Jeffrey Sachs 101: The Economist Who Advises the UN
Zatrun Published at March 08, 2024

Jeffrey Sachs is an economist who was born in Michigan, USA in 1954 and has done significant scientific work. He has advised various countries on economic reforms and developed models aiming to eradicate poverty globally. He is a world-renowned expert on economic development and fighting poverty.

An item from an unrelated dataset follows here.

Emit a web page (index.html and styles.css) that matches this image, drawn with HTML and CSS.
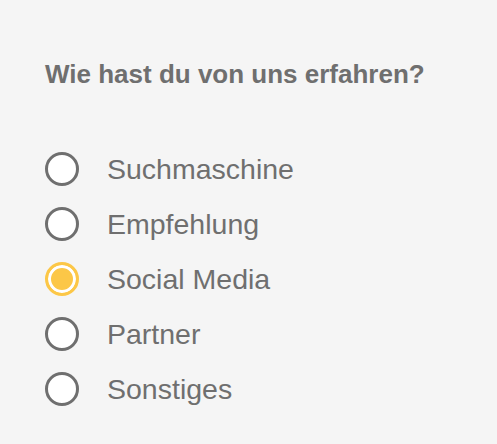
FILE: index.html
```html
<!DOCTYPE html>
<html lang="de">
<head>
<meta charset="utf-8">
<link rel="stylesheet" href="styles.css">
</head>
<body>
<form class="survey">
  <h2 class="question">Wie hast du von uns erfahren?</h2>
  <div class="options">
    <label class="option"><span class="radio"></span><span class="label">Suchmaschine</span></label>
    <label class="option"><span class="radio"></span><span class="label">Empfehlung</span></label>
    <label class="option"><span class="radio checked"></span><span class="label">Social Media</span></label>
    <label class="option"><span class="radio"></span><span class="label">Partner</span></label>
    <label class="option"><span class="radio"></span><span class="label">Sonstiges</span></label>
  </div>
</form>
</body>
</html>
```
FILE: styles.css
```css
html, body {
  margin: 0;
  padding: 0;
  background: #f5f5f5;
}
body {
  font-family: "Liberation Sans", Arial, sans-serif;
  color: #6f6f6f;
  width: 497px;
  height: 444px;
  overflow: hidden;
}
.survey {
  padding: 58px 0 0 45px;
}
.question {
  margin: 0;
  font-size: 26px;
  font-weight: 700;
  line-height: 32px;
}
.options {
  margin-top: 62px;
  display: flex;
  flex-direction: column;
  gap: 21px;
}
.option {
  display: flex;
  align-items: center;
  gap: 28px;
  height: 34px;
}
.radio {
  box-sizing: border-box;
  width: 34px;
  height: 34px;
  border-radius: 50%;
  border: 3px solid #6f6f6f;
  background: #fff;
  flex: none;
}
.radio.checked {
  border-color: #fcc747;
  background: #fcc747;
  box-shadow: inset 0 0 0 3px #fff;
}
.label {
  font-size: 28.5px;
  line-height: 34px;
}
```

Throughout his life, Sachs has collaborated with organisations such as the United Nations and the World Bank to contribute to the development of emerging countries. His work is still debated today in the field of economics. If you want to learn more about him, you can check out the subheadings in this article.

Jeffrey Sachs

Who is Jeffrey Sachs?

Jeffrey Sachs received his undergraduate, master’s and doctoral education in economics at Harvard University. He then continued his academic career at Harvard. He climbed the ranks quickly and became a professor in 1983. He held this position until 2002. In 2002, he was appointed as a professor of health policy and management at Columbia University and also became the director of the Earth Institute, expanding his contributions to academia.

Jeffrey Sachs specialised in international finance and inflation and consulted for many organisations. Some of them are the International Monetary Fund, the World Bank and the Organisation for Economic Co-operation and Development. Sachs also advised governments in Latin America, Eastern Europe and Asia on reducing hyperinflation rates and achieved great success.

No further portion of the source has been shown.